What engine are you using?

pytorch

DeepLabCut mode

single animal

Device type

Apple M3 Ultra

Bug description 🐛

when running: deeplabcut.video_inference_superanimal( [video_path], "superanimal_topviewmouse", "hrnet_w32", "fasterrcnn_resnet50_fpn_v2", device="mps", batch_size=1, detector_batch_size=[variable], video_adapt=True, max_individuals=1, )

runs slowly when running detector with detector batch size 1-1000. Eventually hangs. No GPU usage observed during this period.

In the deeplabcut env, if I run: import torch print(torch.backends.mps.is_available()) I get True.

Steps To Reproduce

No response

Relevant log output

Anything else?

No response

Code of Conduct

[x] I agree to follow this project's Code of Conduct

Dec 04 '25 17:12 drhochbaum

Hi, I was debugging some things yesterday and I found cpu is assigned when using mps.

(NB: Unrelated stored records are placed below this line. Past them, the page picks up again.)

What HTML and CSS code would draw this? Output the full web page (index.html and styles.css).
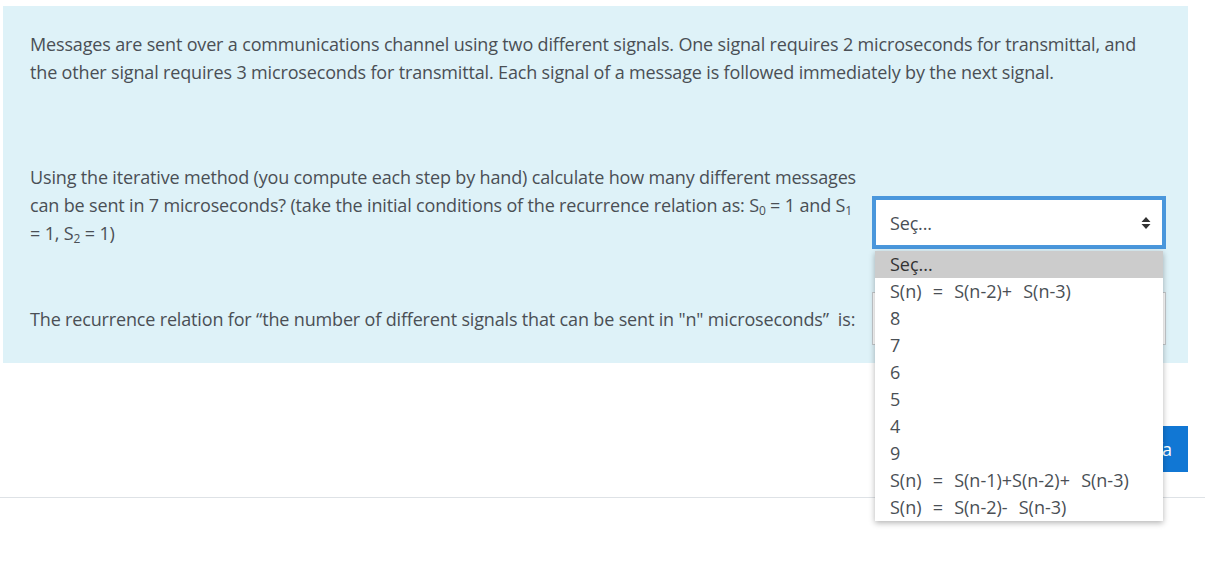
FILE: index.html
```html
<!DOCTYPE html>
<html lang="en">
<head>
<meta charset="utf-8">
<title>Question</title>
<link rel="stylesheet" href="styles.css">
</head>
<body>
<div class="page">
  <div class="formulation">
    <p class="intro">Messages are sent over a communications channel using two different signals. One signal requires 2 microseconds for transmittal, and the other signal requires 3 microseconds for transmittal. Each signal of a message is followed immediately by the next signal.</p>
    <div class="answer">
      <div class="qtext">Using the iterative method (you compute each step by hand) calculate how many different messages can be sent in 7 microseconds? (take the initial conditions of the recurrence relation as: S<sub>0</sub> = 1 and S<sub>1</sub> = 1, S<sub>2</sub> = 1)</div>
      <div class="control first">
        <div class="select focused">
          <span>Seç...</span>
          <svg class="arrows" width="10" height="14" viewBox="0 0 10 14"><path d="M5 1 L9.5 6 L0.5 6 Z M5 13 L9.5 8 L0.5 8 Z" fill="#333"/></svg>
        </div>
        <ul class="menu">
          <li class="active">Seç...</li>
          <li>S(n) = S(n-2)+ S(n-3)</li>
          <li>8</li>
          <li>7</li>
          <li>6</li>
          <li>5</li>
          <li>4</li>
          <li>9</li>
          <li>S(n) = S(n-1)+S(n-2)+ S(n-3)</li>
          <li>S(n) = S(n-2)- S(n-3)</li>
        </ul>
      </div>
      <div class="qtext second">The recurrence relation for “the number of different signals that can be sent in "n" microseconds”&nbsp; is:</div>
      <div class="control second">
        <div class="select">
          <span class="hidden-value">Seç...</span>
          <svg class="arrows" width="10" height="14" viewBox="0 0 10 14"><path d="M5 1 L9.5 6 L0.5 6 Z M5 13 L9.5 8 L0.5 8 Z" fill="#333"/></svg>
        </div>
      </div>
    </div>
  </div>
  <div class="nav">
    <button class="btn">Sonraki sayfa</button>
  </div>
</div>
<hr class="rule">
</body>
</html>
```
FILE: styles.css
```css
html, body {
  margin: 0;
  padding: 0;
  background: #fff;
}
body {
  min-height: 567px;
  font-family: "Open Sans", "Noto Sans", sans-serif;
  font-size: 18px;
  letter-spacing: -0.16px;
  color: #4a4f55;
}
.page {
  padding: 6px 17px 0 3px;
}
.formulation {
  background: #def2f8;
  padding: 24px 22px 18px 27px;
}
.intro {
  margin: 0;
  line-height: 28px;
}
.answer {
  margin-top: 77px;
  display: grid;
  grid-template-columns: 830px 294px;
  column-gap: 12px;
  row-gap: 45px;
  line-height: 28px;
}
.qtext sub {
  font-size: 12px;
  line-height: 0;
  vertical-align: -3px;
}
.qtext.second {
  align-self: center;
}
.control {
  position: relative;
  z-index: 5;
}
.control.first {
  align-self: end;
  margin-bottom: -2px;
  z-index: 10;
}
.control.second {
  align-self: center;
}
.select {
  box-sizing: border-box;
  height: 53px;
  border: 1px solid #c5c9cc;
  background: #fff;
  display: flex;
  align-items: center;
  justify-content: space-between;
  padding: 0 14px 0 17px;
}
.select.focused {
  border: 4px solid #4a97dc;
  padding: 0 11px 0 14px;
}
.hidden-value {
  visibility: hidden;
}
.arrows {
  display: block;
}
.menu {
  position: absolute;
  left: 3px;
  top: 55px;
  width: 288px;
  margin: 0;
  padding: 0;
  list-style: none;
  background: #fff;
  box-shadow: 0 2px 6px rgba(0,0,0,0.3);
  z-index: 20;
}
.menu li {
  height: 27px;
  line-height: 27px;
  padding-left: 15px;
  letter-spacing: 0;
  word-spacing: 6.5px;
}
.menu li.active {
  background: #cccccc;
  color: #333;
}
.nav {
  display: flex;
  justify-content: flex-end;
  margin-top: 63px;
}
.btn {
  font-family: inherit;
  font-size: 18px;
  height: 46px;
  padding: 0 16px;
  background: #1177d4;
  color: #fff;
  border: 0;
}
.rule {
  margin: 25px 0 0 0;
  border: 0;
  border-top: 1px solid #dee2e6;
}
```
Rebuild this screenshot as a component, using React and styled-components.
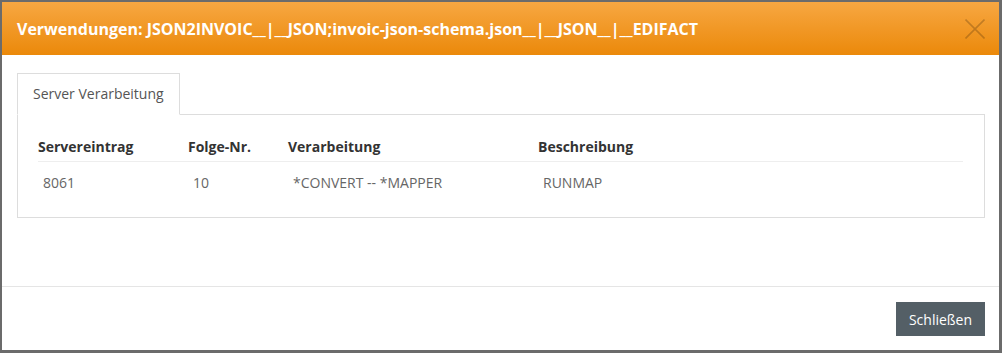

/deeplabcut/pose_estimation_pytorch/apis/utils.py

# FIXME: Cannot run detectors on MPS
detector_device = device
if device == "mps":
    detector_device = "cpu"

I don't know why it shouldn't work since after it's using torch device, so try to remove those lines. I cannot test mps from my side.

Hope that helps Juan

Dec 05 '25 16:12 juan-cobos

thanks Juan, I went through utils.py and commented out all instances of converting device to cpu if specified as mps. The code above now engages the GPU, but unfortunately still hangs after several multiples of the the detector batch size.

Dec 05 '25 18:12 drhochbaum

Hi @drhochbaum, unfortunately MPS support in PyTorch is still evolving and not yet on par with CUDA. This holds especially for detectors like Faster R-CNN which rely on complex ops. This is probably the reason why you experience your inference hanging / slow, when you enable device = 'mps'. The inelegant device assignment in our code mentioned by @juan-cobos was introduced to avoid the case where tensors are continuously copied back to CPU as fallback, making the detection slower or even fail with MPS enabled. We are currently not testing on MPS, so always happy to get feedback.

Have you tried using the newer versions of PyTorch? I suspect that your issues still remain, but happy to hear otherwise. In case your analysis still hangs on MPS or remains slow, we advice to run your analysis on CPU instead, or try to get access to CUDA-enabled machine (or use a cloud service, like Google Colab).

Here are some useful links for reference: https://github.com/pytorch/pytorch/issues/141287 https://discuss.pytorch.org/t/current-state-of-mps/172212/2 https://pytorch-lightning.readthedocs.io/en/2.4.0/pytorch/accelerators/mps_basic.html

Dec 18 '25 09:12 deruyter92